Como las películas se proyectaban por la tarde, tras las clases, si el debate se prolongaba, a veces había problemas para conseguir un autobús 22 que me devolviera a casa.
En los 70, la familia fuimos unos cuantos años de veraneo al pueblo de Centelles (pop. 2014: 7.333), a menos de 60Km de Barcelona, en la comarca de Osona, que por esa época tenía algo menos de cinco mil habitantes y dos salas de cine. En el breve Paseo estaba el Nuevo Cinema (apodado ca'l pequeñu) y, a menos de 200 metros, en la calle de la estación, el Park Cinema. Ambas salas rivalizaban en su programación, para atraer a nativos y veraneantes. Por algún motivo que nunca he conseguido aclarar, frecuentábamos bastante más el Park Cinema. De todas formas, las dos eran salas bastante convencionales, con sesión doble los fines de semana y esmerado servicio de bar en el vestíbulo.

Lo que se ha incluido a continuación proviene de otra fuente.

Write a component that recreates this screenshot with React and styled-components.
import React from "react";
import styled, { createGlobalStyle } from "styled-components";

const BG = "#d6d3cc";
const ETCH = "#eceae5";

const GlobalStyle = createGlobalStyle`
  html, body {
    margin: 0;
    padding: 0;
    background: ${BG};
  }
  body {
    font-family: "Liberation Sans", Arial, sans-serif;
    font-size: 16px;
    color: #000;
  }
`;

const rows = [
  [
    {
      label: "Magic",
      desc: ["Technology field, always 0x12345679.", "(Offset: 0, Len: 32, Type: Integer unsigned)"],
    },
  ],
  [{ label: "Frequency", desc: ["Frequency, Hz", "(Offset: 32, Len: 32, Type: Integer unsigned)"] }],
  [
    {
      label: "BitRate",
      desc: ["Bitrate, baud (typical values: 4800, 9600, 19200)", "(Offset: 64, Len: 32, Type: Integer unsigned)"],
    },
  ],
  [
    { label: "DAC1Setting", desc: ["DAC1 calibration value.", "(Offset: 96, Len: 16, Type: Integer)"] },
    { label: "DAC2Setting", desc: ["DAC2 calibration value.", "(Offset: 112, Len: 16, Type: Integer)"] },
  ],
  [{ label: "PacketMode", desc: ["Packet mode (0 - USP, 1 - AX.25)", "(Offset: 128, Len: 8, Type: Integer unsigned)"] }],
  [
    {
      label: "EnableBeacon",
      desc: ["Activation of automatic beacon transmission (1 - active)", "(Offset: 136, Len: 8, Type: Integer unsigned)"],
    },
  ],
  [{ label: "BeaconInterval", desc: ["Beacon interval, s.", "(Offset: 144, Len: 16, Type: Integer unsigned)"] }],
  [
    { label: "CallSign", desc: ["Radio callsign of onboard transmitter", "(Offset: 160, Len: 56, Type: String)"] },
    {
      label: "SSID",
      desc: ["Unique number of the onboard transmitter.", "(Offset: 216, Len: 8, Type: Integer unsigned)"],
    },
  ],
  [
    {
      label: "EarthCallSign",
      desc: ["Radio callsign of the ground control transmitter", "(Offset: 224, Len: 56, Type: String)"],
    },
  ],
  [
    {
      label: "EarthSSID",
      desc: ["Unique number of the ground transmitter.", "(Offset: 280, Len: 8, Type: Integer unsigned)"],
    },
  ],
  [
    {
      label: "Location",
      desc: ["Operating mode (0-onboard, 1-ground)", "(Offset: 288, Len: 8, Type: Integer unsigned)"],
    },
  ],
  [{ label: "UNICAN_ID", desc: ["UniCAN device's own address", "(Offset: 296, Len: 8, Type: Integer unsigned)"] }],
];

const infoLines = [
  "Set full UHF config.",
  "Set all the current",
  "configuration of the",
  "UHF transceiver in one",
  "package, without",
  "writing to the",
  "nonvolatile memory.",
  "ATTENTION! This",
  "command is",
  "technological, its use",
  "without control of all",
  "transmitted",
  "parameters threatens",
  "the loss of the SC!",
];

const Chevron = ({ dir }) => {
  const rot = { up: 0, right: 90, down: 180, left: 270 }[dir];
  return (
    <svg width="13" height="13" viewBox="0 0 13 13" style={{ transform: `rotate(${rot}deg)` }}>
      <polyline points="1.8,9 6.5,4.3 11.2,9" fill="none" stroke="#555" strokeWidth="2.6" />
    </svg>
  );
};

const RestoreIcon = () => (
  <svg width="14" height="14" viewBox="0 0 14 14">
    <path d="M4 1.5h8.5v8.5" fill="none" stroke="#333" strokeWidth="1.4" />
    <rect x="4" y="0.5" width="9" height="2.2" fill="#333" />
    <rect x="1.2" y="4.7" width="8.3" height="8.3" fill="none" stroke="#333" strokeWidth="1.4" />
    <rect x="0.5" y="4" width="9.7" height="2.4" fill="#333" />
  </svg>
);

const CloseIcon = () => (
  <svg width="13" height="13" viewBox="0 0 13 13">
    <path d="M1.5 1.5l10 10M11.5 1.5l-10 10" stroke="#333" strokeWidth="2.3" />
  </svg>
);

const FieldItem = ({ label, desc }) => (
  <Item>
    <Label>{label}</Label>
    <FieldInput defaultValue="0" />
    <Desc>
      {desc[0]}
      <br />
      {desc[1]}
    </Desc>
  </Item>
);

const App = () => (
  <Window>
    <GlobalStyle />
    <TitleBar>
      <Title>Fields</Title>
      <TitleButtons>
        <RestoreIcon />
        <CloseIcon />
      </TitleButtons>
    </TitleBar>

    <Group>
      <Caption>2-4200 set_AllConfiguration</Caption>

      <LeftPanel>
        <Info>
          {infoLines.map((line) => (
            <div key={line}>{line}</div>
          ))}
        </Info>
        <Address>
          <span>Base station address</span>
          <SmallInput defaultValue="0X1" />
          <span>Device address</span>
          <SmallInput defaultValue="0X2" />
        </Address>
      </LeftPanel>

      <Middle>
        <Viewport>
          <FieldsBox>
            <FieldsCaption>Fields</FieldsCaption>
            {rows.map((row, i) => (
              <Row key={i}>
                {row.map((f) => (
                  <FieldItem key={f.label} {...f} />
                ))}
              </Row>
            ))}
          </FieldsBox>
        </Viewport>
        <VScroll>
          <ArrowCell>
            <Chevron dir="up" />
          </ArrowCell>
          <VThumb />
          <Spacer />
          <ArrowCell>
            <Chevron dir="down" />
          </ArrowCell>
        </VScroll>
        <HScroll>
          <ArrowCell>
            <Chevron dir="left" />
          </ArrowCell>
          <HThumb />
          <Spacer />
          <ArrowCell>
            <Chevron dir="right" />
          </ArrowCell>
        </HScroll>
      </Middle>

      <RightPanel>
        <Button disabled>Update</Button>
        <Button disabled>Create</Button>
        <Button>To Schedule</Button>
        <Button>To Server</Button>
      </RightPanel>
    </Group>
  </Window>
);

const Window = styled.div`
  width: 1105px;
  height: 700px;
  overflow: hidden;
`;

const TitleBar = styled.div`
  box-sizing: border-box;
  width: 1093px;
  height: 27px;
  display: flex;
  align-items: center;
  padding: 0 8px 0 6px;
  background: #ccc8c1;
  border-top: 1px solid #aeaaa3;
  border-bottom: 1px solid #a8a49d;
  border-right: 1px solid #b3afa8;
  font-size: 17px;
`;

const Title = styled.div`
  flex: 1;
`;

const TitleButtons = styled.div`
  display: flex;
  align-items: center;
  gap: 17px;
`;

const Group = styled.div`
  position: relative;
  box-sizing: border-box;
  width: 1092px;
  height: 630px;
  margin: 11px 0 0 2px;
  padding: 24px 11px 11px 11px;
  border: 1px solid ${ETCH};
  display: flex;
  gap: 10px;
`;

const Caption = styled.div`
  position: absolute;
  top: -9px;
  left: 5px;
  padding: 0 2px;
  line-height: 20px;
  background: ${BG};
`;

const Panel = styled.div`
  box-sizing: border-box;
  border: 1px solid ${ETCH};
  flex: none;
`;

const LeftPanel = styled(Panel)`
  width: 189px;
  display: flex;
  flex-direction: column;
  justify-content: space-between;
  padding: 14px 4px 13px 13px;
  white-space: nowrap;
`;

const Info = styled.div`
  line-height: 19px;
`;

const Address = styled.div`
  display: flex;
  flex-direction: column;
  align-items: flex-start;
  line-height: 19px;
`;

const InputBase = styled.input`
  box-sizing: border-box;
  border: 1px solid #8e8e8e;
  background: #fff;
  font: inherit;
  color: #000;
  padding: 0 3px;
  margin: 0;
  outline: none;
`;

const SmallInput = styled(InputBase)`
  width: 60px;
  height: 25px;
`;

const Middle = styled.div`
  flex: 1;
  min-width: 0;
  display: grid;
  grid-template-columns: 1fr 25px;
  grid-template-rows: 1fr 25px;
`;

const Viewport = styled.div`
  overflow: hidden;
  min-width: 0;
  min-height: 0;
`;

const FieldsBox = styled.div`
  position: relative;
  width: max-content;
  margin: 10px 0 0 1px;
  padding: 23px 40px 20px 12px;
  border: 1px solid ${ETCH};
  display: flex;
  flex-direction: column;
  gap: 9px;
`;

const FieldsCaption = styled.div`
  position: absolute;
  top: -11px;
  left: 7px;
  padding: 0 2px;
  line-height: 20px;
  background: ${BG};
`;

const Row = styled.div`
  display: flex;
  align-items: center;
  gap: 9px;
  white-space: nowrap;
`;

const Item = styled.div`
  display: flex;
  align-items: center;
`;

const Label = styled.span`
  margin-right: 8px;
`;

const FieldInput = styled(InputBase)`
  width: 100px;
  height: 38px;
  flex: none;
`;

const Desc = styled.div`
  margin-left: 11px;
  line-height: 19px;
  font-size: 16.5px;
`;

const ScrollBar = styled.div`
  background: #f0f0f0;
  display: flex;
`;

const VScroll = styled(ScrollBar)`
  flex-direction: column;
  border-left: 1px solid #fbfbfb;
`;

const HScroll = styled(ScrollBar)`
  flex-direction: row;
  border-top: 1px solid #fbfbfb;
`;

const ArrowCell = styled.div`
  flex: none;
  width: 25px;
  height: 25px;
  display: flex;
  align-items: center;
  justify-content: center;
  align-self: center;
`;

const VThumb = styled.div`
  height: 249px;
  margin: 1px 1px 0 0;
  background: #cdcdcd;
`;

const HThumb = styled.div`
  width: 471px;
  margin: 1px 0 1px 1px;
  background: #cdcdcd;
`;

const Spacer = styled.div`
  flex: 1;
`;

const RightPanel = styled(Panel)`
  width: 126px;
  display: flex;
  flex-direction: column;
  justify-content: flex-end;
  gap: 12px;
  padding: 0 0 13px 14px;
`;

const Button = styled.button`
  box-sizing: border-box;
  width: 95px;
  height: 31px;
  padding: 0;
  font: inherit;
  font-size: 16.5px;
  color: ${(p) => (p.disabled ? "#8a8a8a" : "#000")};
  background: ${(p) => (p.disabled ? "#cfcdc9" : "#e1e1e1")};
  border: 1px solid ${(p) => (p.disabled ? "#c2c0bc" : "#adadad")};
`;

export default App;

Desde 1980, coincidiendo con mi Servicio Militar, fuimos unos cuantos años de veraneo a la zona de la playa de Castelldefels, al sur de Barcelona. Allí viví mi único contacto prolongado con los cines al aire libre. En el Paseo Marítimo estaba el Cine Playa (el nombre, desde luego, no fue el resultado de una larga reflexión). La mayor parte de la platea estaba al descubierto, salvo una pequeña zona en la parte de atrás, que estaba cubierta. Lo frecuenté algunas veces, principalmente con los hijos y parientes de una familia buena amiga de la mía. Una vez nos sorprendió durante la sesión una de esas tormentas torrenciales que se producen a veces en Agosto en el Mediterráneo. Nos concentramos todos en la parte trasera, que estaba a cubierto de la lluvia. Al salir, nos encontramos que la zona estaba parcialmente inundada, y alguno de los coches tenía el nivel del agua hasta la mitad de la puerta. Hubo que esperar al día siguiente para poder moverlos con cierta seguridad.
Con la excusa de la Prehistoria, una
exuberante Raquel Welch enseñaba
mucha más piel de lo habitual en los 60.
Los 80 vieron el desarrollo de los vídeos y la proliferación de videoclubs, donde se podían alquilar películas para verlas en casa, durante unos pocos días. Me hice socio de uno, en la calle Enrique Granados, y recuerdo que en casa, con mi padre, nos tragamos una infinidad de películas, muchas de ellas italianas, de las que se conseguían a precio económico en el videoclub.
En paralelo, las grandes salas de proyección iniciaron su desaparición. Muchas se acabaron convirtiendo en multicines, intentando conseguir una rentabilidad adecuada a base de salas más pequeñas y una oferta más diversificada. En el centro de las ciudades, los locales ocupados por cines han acabado buscando mejores rentabilidades con otras ofertas comerciales, y muchos de los multicines han ido desapareciendo. De hecho, prácticamente se han concentrado en los grandes centros comerciales de las afueras, donde es normal disponer de aparcamiento gratuito y más de una docena de salas. Pero incluso así, su rentabilidad está ligada al enorme margen que obtienen de los menús a base de cestos gigantes de palomitas y grandes refrescos.
De hecho, cada vez hay más películas que jamás pisan una sala de exhibición, y pasan directamente al circuito de los DVD, a los canales por cable o satélite, al pago por visión en alguna de las plataformas existentes en Internet, o caen directamente en las fauces de los infinitos caminos de la picaresca pirata.
En resumen, esas salas de cine de nuestra infancia se han convertido en un elemento más de la recreación nostálgica. Seguro que el futuro nos reserva muchas sorpresas. Pero no sé si conseguirán resultar tan entrañables como esos cines antiguos de nuestros años de juventud.
Entre otros buenos motivos, porque nunca volveremos a ser tan jóvenes como lo éramos entonces.